We left them there, so I don't know what eventually happened to them. We continued on, but it wasn't quite the hike we had planned. The wind picked up and it started to snow. The rocky path along the ridge got more and more treacherous. However, we knew the trail, having hiked it many times before, and we knew that it would be a lot easier once we made it down to the tree line, and chances were there wouldn't be any snow down there. But up on the top, the path could be slippery, and it was no place to fall and get seriously hurt. Of course, we always tell our kids not to fall or "Be careful; don't slip," as if you had any say in the matter.

Sanchin kata
But of course, you do have some say in the matter. All you have to do is keep your feet under you. Is that a little too obvious? I would always say this half jokingly to my kids when we went hiking. That's all there is to it really, though it may be considerably harder to do than it might seem. After all, that's really, I have come to believe, a good deal of what Sanchin is about, isn't it? Balance. Rooting. Sinking. Down power. Lowering your center. How difficult should it be to just stand in sanchin dachi with your hips tucked under slightly and your center of gravity between your feet--from front to back and from side to side--and keep it there as you move and execute fairly simple techniques? Of course, your knees also have to be over your feet and slightly bent and your spine needs to be straight. It's the same thing that T'ai Chi practitioners are trying to work out when they engage in "pushing hands," I imagine. It's often said that Kanryo Higashionna was able to stand in Sanchin posture while four people pushed and pulled him from different directions. But in a piece written by Genkai Nakaima, Memories of My Sensei, Miyagi Chojun sensei tells the young student that he himself might have "performed Sanchin well only once out of 30 times" he practiced it!

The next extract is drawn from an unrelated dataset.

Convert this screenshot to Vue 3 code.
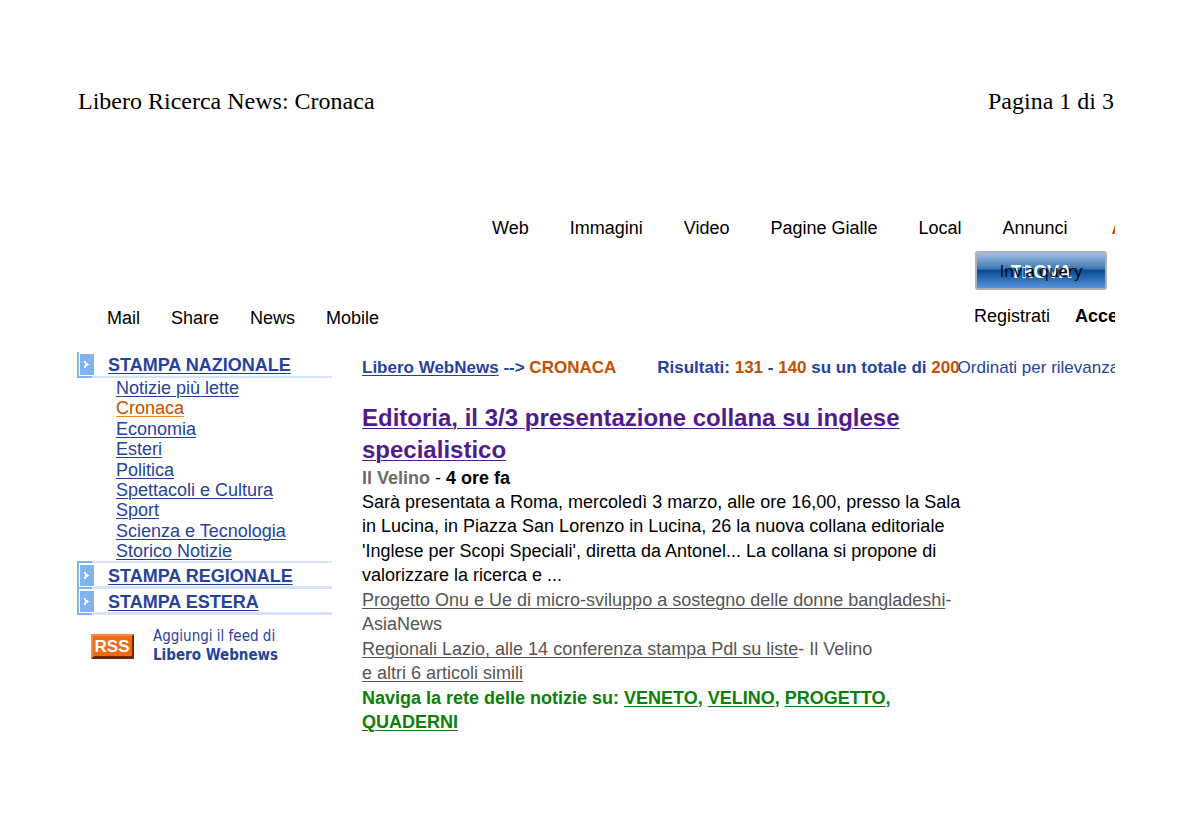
<script setup>
const searchTabs = ['Web', 'Immagini', 'Video', 'Pagine Gialle', 'Local', 'Annunci']
const services = ['Mail', 'Share', 'News', 'Mobile']
const sections = [
  {
    title: 'STAMPA NAZIONALE',
    open: true,
    items: ['Notizie più lette', 'Cronaca', 'Economia', 'Esteri', 'Politica', 'Spettacoli e Cultura', 'Sport', 'Scienza e Tecnologia', 'Storico Notizie'],
  },
  { title: 'STAMPA REGIONALE', items: [] },
  { title: 'STAMPA ESTERA', items: [] },
]
const topics = ['VENETO', 'VELINO', 'PROGETTO', 'QUADERNI']
</script>

<template>
  <div class="sheet">
    <header class="print-head">
      <span>Libero Ricerca News: Cronaca</span>
      <span>Pagina 1 di 3</span>
    </header>

    <nav class="tabs">
      <a v-for="t in searchTabs" :key="t" href="#">{{ t }}</a>
      <a href="#" class="more">A</a>
    </nav>

    <div class="search">
      <button type="button" class="find">
        <span class="find-word">TROVA</span>
        <span class="find-label">Invia query</span>
      </button>
    </div>

    <div class="services">
      <nav class="service-links">
        <a v-for="s in services" :key="s" href="#">{{ s }}</a>
      </nav>
      <div class="account">
        <a href="#">Registrati</a>
        <a href="#" class="login">Acce</a>
      </div>
    </div>

    <div class="columns">
      <aside class="side">
        <section v-for="s in sections" :key="s.title">
          <h2 class="side-title" :class="{ closed: !s.open }">
            <svg class="marker" width="18" height="26" viewBox="0 0 18 26" aria-hidden="true">
              <rect x="2" y="1" width="16" height="23" fill="#fff" />
              <path d="M0 0H2V24H15V26H0Z" fill="#84b2ee" />
              <rect x="3" y="2" width="14" height="21" fill="#84b2ee" />
              <path d="M7 9H9V11H11V12H12V13H11V14H9V16H7V14H8V11H7Z" fill="#fff" />
            </svg>
            <a href="#">{{ s.title }}</a>
          </h2>
          <ul v-if="s.items.length" class="side-list">
            <li v-for="i in s.items" :key="i">
              <a href="#" :class="{ current: i === 'Cronaca' }">{{ i }}</a>
            </li>
          </ul>
          <div v-if="s.items.length" class="side-rule"></div>
        </section>
        <a href="#" class="feed">
          <svg width="43" height="25" viewBox="0 0 43 25" role="img" aria-label="RSS">
            <rect width="43" height="25" fill="#6b2b08" />
            <path d="M0 0H43L40 3H3V22L0 25Z" fill="#f78a3c" />
            <rect x="2" y="2" width="39" height="20" fill="#f26a16" />
            <text x="21" y="18" text-anchor="middle" class="rss-text">RSS</text>
          </svg>
          <span class="feed-text">Aggiungi il feed di<b>Libero Webnews</b></span>
        </a>
      </aside>

      <main class="main">
        <div class="summary">
          <div><a href="#">Libero WebNews</a> --&gt; <em>CRONACA</em></div>
          <div class="count">Risultati: <em>131</em> - <em>140</em> su un totale di <em>200</em><span class="order">Ordinati per rilevanza</span></div>
        </div>
        <article class="story">
          <h1><a href="#">Editoria, il 3/3 presentazione collana su inglese specialistico</a></h1>
          <p class="source"><b class="paper">Il Velino</b> - <b>4 ore fa</b></p>
          <p>Sarà presentata a Roma, mercoledì 3 marzo, alle ore 16,00, presso la Sala in Lucina, in Piazza San Lorenzo in Lucina, 26 la nuova collana editoriale 'Inglese per Scopi Speciali', diretta da Antonel... La collana si propone di valorizzare la ricerca e ...</p>
          <p class="related"><a href="#">Progetto Onu e Ue di micro-sviluppo a sostegno delle donne bangladeshi</a>- AsiaNews</p>
          <p class="related"><a href="#">Regionali Lazio, alle 14 conferenza stampa Pdl su liste</a>- Il Velino</p>
          <p class="related"><a href="#">e altri 6 articoli simili</a></p>
          <p class="topics">Naviga la rete delle notizie su: <template v-for="(t, i) in topics" :key="t"><a href="#">{{ t }}</a><template v-if="i < topics.length - 1">, </template></template></p>
        </article>
      </main>
    </div>
  </div>
</template>

<style>
body {
  margin: 0;
  background: #fff;
}
</style>

<style scoped>
.sheet {
  margin: 0 78px 0 77px;
  padding-top: 86px;
  overflow: hidden;
  font: 18px/24px "Liberation Sans", Arial, sans-serif;
  color: #000;
  white-space: nowrap;
}
a {
  color: inherit;
  text-underline-offset: 2px;
  text-decoration-thickness: 1px;
}
p, h1, h2, ul {
  margin: 0;
  padding: 0;
}
em {
  font-style: normal;
  color: #c35000;
}
.print-head {
  display: flex;
  justify-content: space-between;
  padding: 0 1px;
  font: 24px/30px "Liberation Serif", "Times New Roman", serif;
}
.tabs {
  display: flex;
  gap: 41px;
  margin: 100px 0 0 415px;
}
.tabs a,
.services a {
  text-decoration: none;
}
.tabs .more {
  margin-left: 3px;
  color: #c35000;
  font-weight: bold;
}
.search {
  display: flex;
  justify-content: flex-end;
  margin-top: 11px;
  padding-right: 8px;
}
.find {
  display: grid;
  place-items: center;
  width: 132px;
  height: 39px;
  padding: 0;
  border: 2px solid #adb0b5;
  border-radius: 3px;
  background: linear-gradient(#a3c0e0, #3d78b5 45%, #0b4a8f 50%, #1e62ad 65%, #5593d6);
  font: 16px/20px "Open Sans", sans-serif;
  color: #000;
}
.find span {
  grid-area: 1 / 1;
}
.find-word {
  color: #f2f7fd;
  font-size: 18px;
  font-weight: bold;
}
.services {
  display: flex;
  justify-content: space-between;
  align-items: flex-start;
  margin-top: 14px;
  padding-left: 30px;
}
.service-links {
  display: flex;
  gap: 31px;
  padding-top: 2px;
}
.account {
  display: flex;
  gap: 25px;
  width: 141px;
}
.login {
  font-weight: bold;
}
.columns {
  display: flex;
  gap: 30px;
  margin-top: 22px;
}
.side {
  flex: 0 0 255px;
  color: #26439c;
}
.side-title {
  display: flex;
  gap: 13px;
  font-size: 18px;
  line-height: 26px;
  background: linear-gradient(#d3e3fa, #d3e3fa) 0 100% / 100% 2px no-repeat;
}
.side-title.closed {
  background-size: 100% 3px;
}
.side-list {
  list-style: none;
  padding-left: 39px;
  line-height: 20px;
  display: flex;
  flex-direction: column;
  justify-content: space-between;
  height: 183px;
}
.side-rule {
  height: 2px;
  background: linear-gradient(90deg, #84b2ee 15px, #d3e3fa 15px);
}
.side-list .current {
  color: #c35000;
  text-decoration-color: #f08a24;
}
.feed {
  display: flex;
  align-items: center;
  gap: 19px;
  margin-top: 12px;
  padding-left: 14px;
  text-decoration: none;
}
.rss-text {
  font: bold 17px "Liberation Sans", Arial, sans-serif;
  fill: #fff;
}
.feed-text {
  font: 15px/19px "DejaVu Sans Condensed", "DejaVu Sans", sans-serif;
}
.feed-text b {
  display: block;
}
.main {
  flex: 1;
  min-width: 0;
}
.summary {
  display: flex;
  gap: 41px;
  margin-top: 4px;
  font-size: 17px;
  font-weight: bold;
  color: #26439c;
}
.order {
  margin-left: -2px;
  font-weight: normal;
}
.story {
  max-width: 610px;
  margin-top: 22px;
  line-height: 1.36;
  white-space: normal;
}
.story h1 {
  font-size: 24px;
  line-height: 32px;
  color: #511b8b;
}
.paper {
  color: #6b6b6b;
}
.source {
  line-height: 24px;
}
.related {
  color: #555;
}
.topics {
  color: #0a800a;
  font-weight: bold;
}
</style>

Without a strong root, the tree falls.
How difficult is it? It's incredibly difficult. I think most of us tend to fall forward even when we walk, or we slump and sag and weave wherever we go. Or we work on balance and down power when we do Sanchin and that's it--that is, if we even realize we should be working on balance and rooting and down power and putting our center or mind in the tanden (dan t'ien). I think most people's Sanchin is too hard and the focus is on being hard. The martial arts is all about balance, and balance extends outward into all aspects of life. You just have to keep your feet under you. Simple really.